Near Earth Autonomy and partners Honeywell, Moog and XP Services have completed a year of integration and flight work on the RUC-60, an optionally crewed UH-60L Black Hawk converted for contested logistics missions, and are now preparing for a full slate of mission flight testing through 2026.

The RUC-60 (Responsive Uncrewed Capability) is designed as a fully integrated logistics aircraft built from surplus Army UH-60L airframes and equipped with Near Earth’s Captain architecture, a safety-critical autonomy system being developed for accreditation under existing aerospace standards.

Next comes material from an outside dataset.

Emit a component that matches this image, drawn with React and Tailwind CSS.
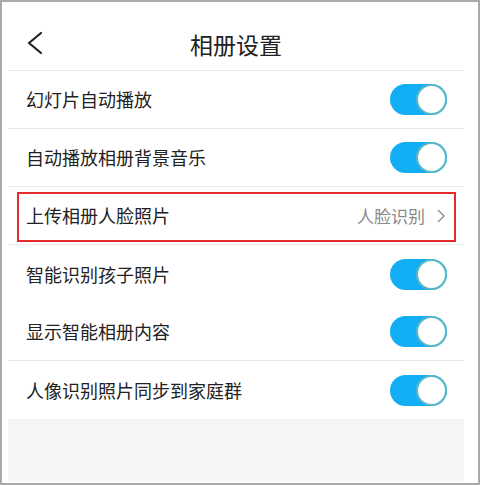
const rows = [
  { label: "幻灯片自动播放", toggle: true, line: true },
  { label: "自动播放相册背景音乐", toggle: true, line: true },
  { label: "上传相册人脸照片", value: "人脸识别", marked: true, line: true },
  { label: "智能识别孩子照片", toggle: true },
  { label: "显示智能相册内容", toggle: true, line: true },
  { label: "人像识别照片同步到家庭群", toggle: true },
];

const Toggle = () => (
  <div className="w-[57px] h-[31px] rounded-full bg-[#12aef3] flex justify-end">
    <div className="w-[31px] h-[31px] rounded-full bg-white border-2 border-[#5ab7c6]" />
  </div>
);

const App = () => {
  return (
    <div
      className="w-[480px] h-[485px] border-2 border-[#aaaaaa] bg-white pl-[6px] pr-[14px] overflow-hidden"
      style={{ fontFamily: '"Noto Sans CJK SC", "Noto Sans", sans-serif' }}
    >
      {/* 标题栏 */}
      <div className="relative h-[69px] border-b border-[#e9e9e9] flex items-center justify-center pt-[16px]">
        <svg
          className="absolute left-[18px] top-[29px]"
          width="20"
          height="24"
          viewBox="0 0 20 24"
        >
          <path
            d="M15 2 L3 12 L15 22"
            fill="none"
            stroke="#222"
            strokeWidth="2.2"
            strokeLinecap="round"
            strokeLinejoin="round"
          />
        </svg>
        <span className="text-[23px] text-[#222]">相册设置</span>
      </div>

      {/* 设置列表 */}
      {rows.map((row) => (
        <div
          key={row.label}
          className={`relative h-[58px] flex items-center justify-between pl-[18px] pr-[17px] ${
            row.line ? "border-b border-[#e9e9e9]" : ""
          }`}
        >
          <span className="text-[18px] text-[#222]">{row.label}</span>
          {row.toggle ? (
            <Toggle />
          ) : (
            <div className="flex items-center gap-[12px] pr-[2px]">
              <span className="text-[17px] text-[#8a8a8a]">{row.value}</span>
              <svg width="8" height="14" viewBox="0 0 8 14">
                <path
                  d="M1 1 L7 7 L1 13"
                  fill="none"
                  stroke="#8a8a8a"
                  strokeWidth="1.4"
                />
              </svg>
            </div>
          )}
          {row.marked && (
            <div className="absolute left-[9px] right-[8px] top-[5px] h-[50px] border-2 border-[#e52b2b] pointer-events-none" />
          )}
        </div>
      ))}

      {/* 底部空白区 */}
      <div className="h-[62px] bg-[#f5f5f5]" />
    </div>
  );
};

export default App;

The team’s work over the past year has focused on maturing the autonomy stack, avionics, flight controls and integration roadmap toward productization.

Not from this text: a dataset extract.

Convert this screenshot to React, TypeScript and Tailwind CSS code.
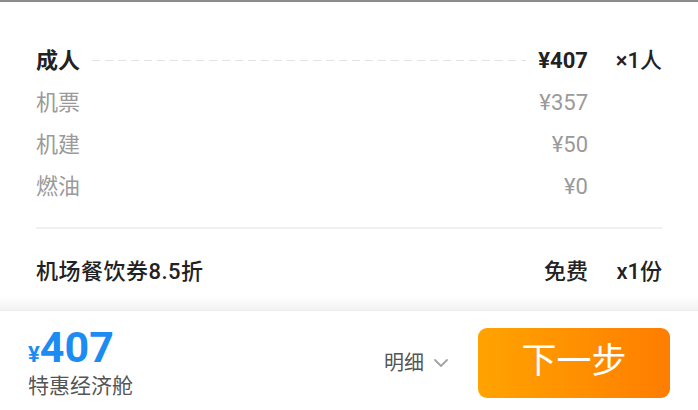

Last summer, the team flew the first of its privately owned Black Hawks on a fully automated sortie from takeoff through landing, demonstrating Captain in a live environment alongside upgraded flight computing, perception sensors and flight control systems. Subsequent integration demonstrations have refined how the system will support end-to-end logistics operations in the field.
Uncrewed logistics for a contested battlefield
Near Earth and its partners position the RUC-60 squarely against a doctrinal shift in how the U.S. military sustains forces in high-threat environments, where large logistics hubs and concentrated assets become attractive targets. In that context, autonomous aircraft that can distribute supplies without putting crews at risk are seen as a key enabler for future operations.
Most current sustainment relies on crewed helicopters and fixed-wing aircraft, which face tempo limits and increased vulnerability along predictable routes. At the same time, many uncrewed alternatives either lack the payload capacity required for heavy logistics or are still years away from operational deployment.
By contrast, the RUC-60 concept repurposes UH-60Ls already in the Army inventory. Near Earth notes the Army has more than 700 UH-60Ls heading toward retirement as newer MV-75 and UH-60M variants enter service. Each legacy Black Hawk, they argue, can move up to 90,000 pounds of cargo per day, with mature maintenance infrastructure and spare-parts pipelines already in place.
“As these aircraft transition out of front-line crewed roles, they provide a ready platform for uncrewed logistics,” Near Earth CEO Sanjiv Singh said in the release. “Once that’s in place, the same autonomy stack can scale to larger platforms and new missions such as casualty evacuation and disaster relief.”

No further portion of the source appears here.